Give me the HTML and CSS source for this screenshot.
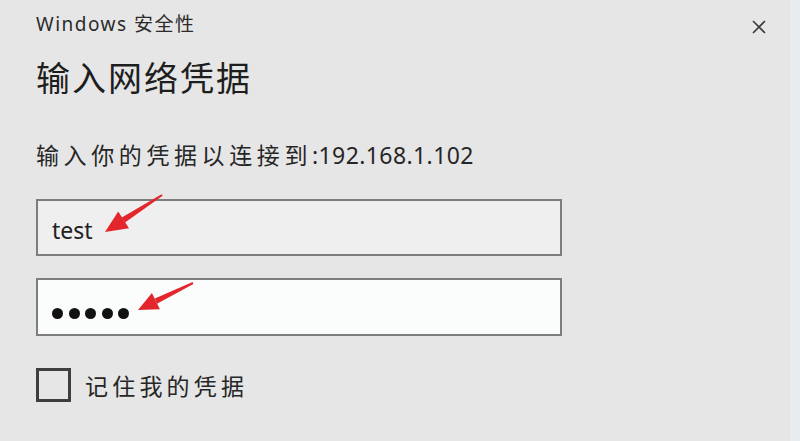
FILE: index.html
```html
<!DOCTYPE html>
<html lang="zh-CN">
<head>
    <meta charset="UTF-8">
    <meta name="viewport" content="width=device-width, initial-scale=1">
    <title>Windows 安全性</title>
    <link rel="stylesheet" href="styles.css">
</head>
<body>

    <div class="dialog">
        <div class="top-bar">
            <span class="app-name">Windows 安全性</span>
            <button class="close-btn" aria-label="关闭">
                <svg width="14" height="14" viewBox="0 0 14 14">
                    <path d="M1 1 L13 13 M13 1 L1 13" stroke="#3a3a3a" stroke-width="1.6" fill="none"/>
                </svg>
            </button>
        </div>

        <h1 class="title">输入网络凭据</h1>
        <p class="message">输入你的凭据以连接到<span class="addr">:192.168.1.102</span></p>

        <!-- 用户名 -->
        <div class="field field-user">
            <span class="value">test</span>
            <svg class="arrow" width="526" height="57">
                <polygon points="69,33 93,29.2 82.2,12.5" fill="#e2262c"/>
                <polygon points="89,23.6 85.8,18.6 125.6,-4.8 126.6,-3.2" fill="#e2262c"/>
            </svg>
        </div>

        <!-- 密码 -->
        <div class="field field-pass">
            <span class="dots"><i></i><i></i><i></i><i></i><i></i></span>
            <svg class="arrow" width="526" height="58">
                <polygon points="102,32 123.9,31.3 115.9,15.1" fill="#e2262c"/>
                <polygon points="121,25.8 118.8,20.6 156.6,4.1 157.4,5.9" fill="#e2262c"/>
            </svg>
        </div>

        <label class="remember">
            <span class="box"></span>
            <span class="remember-text">记住我的凭据</span>
        </label>
    </div>

</body>
</html>
```

FILE: styles.css
```css
body {
    margin: 0;
    padding: 0;
    background-color: #e6e6e6;
    color: #222222;
    font-family: "Noto Sans", "Noto Sans CJK SC", sans-serif;
    height: 441px;
    overflow: hidden;
}

.dialog {
    display: flex;
    flex-direction: column;
    align-items: flex-start;
    padding: 10px 24px 0 36px;
    border-right: 10px solid #e9ecef;
    height: 431px;
}

.top-bar {
    display: flex;
    justify-content: space-between;
    align-items: center;
    align-self: stretch;
    height: 26px;
}

.app-name {
    font-size: 19px;
    letter-spacing: 1.5px;
    color: #2b2b2b;
}

.close-btn {
    background: none;
    border: none;
    padding: 0;
    margin-top: 8px;
    width: 14px;
    height: 14px;
    cursor: pointer;
}

.close-btn svg {
    display: block;
}

.title {
    margin: 20px 0 0 0;
    font-size: 34px;
    line-height: 44px;
    font-weight: 400;
    letter-spacing: 2px;
    color: #1e1e1e;
}

.message {
    margin: 39px 0 0 0;
    font-size: 23px;
    line-height: 32px;
    letter-spacing: 4.6px;
    color: #262626;
}

.addr {
    letter-spacing: 0.4px;
}

/* 输入框 */
.field {
    position: relative;
    box-sizing: border-box;
    width: 526px;
    border: 2px solid #7d7d7d;
    display: flex;
    align-items: center;
    padding-left: 14px;
}

.field-user {
    margin-top: 28px;
    height: 57px;
    background-color: #efefef;
    padding-top: 4px;
}

.field-pass {
    margin-top: 22px;
    height: 58px;
    background-color: #fbfdfd;
    padding-top: 12px;
}

.value {
    font-size: 23px;
    color: #222222;
}

.dots {
    display: flex;
    gap: 5.5px;
}

.dots i {
    display: block;
    width: 11px;
    height: 11px;
    border-radius: 50%;
    background-color: #111111;
}

/* 红色箭头标注 */
.arrow {
    position: absolute;
    left: -2px;
    top: -2px;
    overflow: visible;
    pointer-events: none;
}

/* 记住凭据 */
.remember {
    display: flex;
    align-items: center;
    margin-top: 32px;
    cursor: pointer;
}

.box {
    box-sizing: border-box;
    width: 35px;
    height: 34px;
    border: 3px solid #3e3e3e;
}

.remember-text {
    margin-left: 14px;
    font-size: 23px;
    letter-spacing: 4.2px;
    color: #262626;
}
```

--------------------------------------------------

▶ **Exercise requirements**: The material above must be printed exactly, with its pictures left out.

▶ **Correct answer**:
Give me the HTML and CSS source for this screenshot.
FILE: index.html
```html
<!DOCTYPE html>
<html lang="zh-CN">
<head>
    <meta charset="UTF-8">
    <meta name="viewport" content="width=device-width, initial-scale=1">
    <title>Windows 安全性</title>
    <link rel="stylesheet" href="styles.css">
</head>
<body>

    <div class="dialog">
        <div class="top-bar">
            <span class="app-name">Windows 安全性</span>
            <button class="close-btn" aria-label="关闭">
                <svg width="14" height="14" viewBox="0 0 14 14">
                    <path d="M1 1 L13 13 M13 1 L1 13" stroke="#3a3a3a" stroke-width="1.6" fill="none"/>
                </svg>
            </button>
        </div>

        <h1 class="title">输入网络凭据</h1>
        <p class="message">输入你的凭据以连接到<span class="addr">:192.168.1.102</span></p>

        <!-- 用户名 -->
        <div class="field field-user">
            <span class="value">test</span>
            <svg class="arrow" width="526" height="57">
                <polygon points="69,33 93,29.2 82.2,12.5" fill="#e2262c"/>
                <polygon points="89,23.6 85.8,18.6 125.6,-4.8 126.6,-3.2" fill="#e2262c"/>
            </svg>
        </div>

        <!-- 密码 -->
        <div class="field field-pass">
            <span class="dots"><i></i><i></i><i></i><i></i><i></i></span>
            <svg class="arrow" width="526" height="58">
                <polygon points="102,32 123.9,31.3 115.9,15.1" fill="#e2262c"/>
                <polygon points="121,25.8 118.8,20.6 156.6,4.1 157.4,5.9" fill="#e2262c"/>
            </svg>
        </div>

        <label class="remember">
            <span class="box"></span>
            <span class="remember-text">记住我的凭据</span>
        </label>
    </div>

</body>
</html>
```

FILE: styles.css
```css
body {
    margin: 0;
    padding: 0;
    background-color: #e6e6e6;
    color: #222222;
    font-family: "Noto Sans", "Noto Sans CJK SC", sans-serif;
    height: 441px;
    overflow: hidden;
}

.dialog {
    display: flex;
    flex-direction: column;
    align-items: flex-start;
    padding: 10px 24px 0 36px;
    border-right: 10px solid #e9ecef;
    height: 431px;
}

.top-bar {
    display: flex;
    justify-content: space-between;
    align-items: center;
    align-self: stretch;
    height: 26px;
}

.app-name {
    font-size: 19px;
    letter-spacing: 1.5px;
    color: #2b2b2b;
}

.close-btn {
    background: none;
    border: none;
    padding: 0;
    margin-top: 8px;
    width: 14px;
    height: 14px;
    cursor: pointer;
}

.close-btn svg {
    display: block;
}

.title {
    margin: 20px 0 0 0;
    font-size: 34px;
    line-height: 44px;
    font-weight: 400;
    letter-spacing: 2px;
    color: #1e1e1e;
}

.message {
    margin: 39px 0 0 0;
    font-size: 23px;
    line-height: 32px;
    letter-spacing: 4.6px;
    color: #262626;
}

.addr {
    letter-spacing: 0.4px;
}

/* 输入框 */
.field {
    position: relative;
    box-sizing: border-box;
    width: 526px;
    border: 2px solid #7d7d7d;
    display: flex;
    align-items: center;
    padding-left: 14px;
}

.field-user {
    margin-top: 28px;
    height: 57px;
    background-color: #efefef;
    padding-top: 4px;
}

.field-pass {
    margin-top: 22px;
    height: 58px;
    background-color: #fbfdfd;
    padding-top: 12px;
}

.value {
    font-size: 23px;
    color: #222222;
}

.dots {
    display: flex;
    gap: 5.5px;
}

.dots i {
    display: block;
    width: 11px;
    height: 11px;
    border-radius: 50%;
    background-color: #111111;
}

/* 红色箭头标注 */
.arrow {
    position: absolute;
    left: -2px;
    top: -2px;
    overflow: visible;
    pointer-events: none;
}

/* 记住凭据 */
.remember {
    display: flex;
    align-items: center;
    margin-top: 32px;
    cursor: pointer;
}

.box {
    box-sizing: border-box;
    width: 35px;
    height: 34px;
    border: 3px solid #3e3e3e;
}

.remember-text {
    margin-left: 14px;
    font-size: 23px;
    letter-spacing: 4.2px;
    color: #262626;
}
```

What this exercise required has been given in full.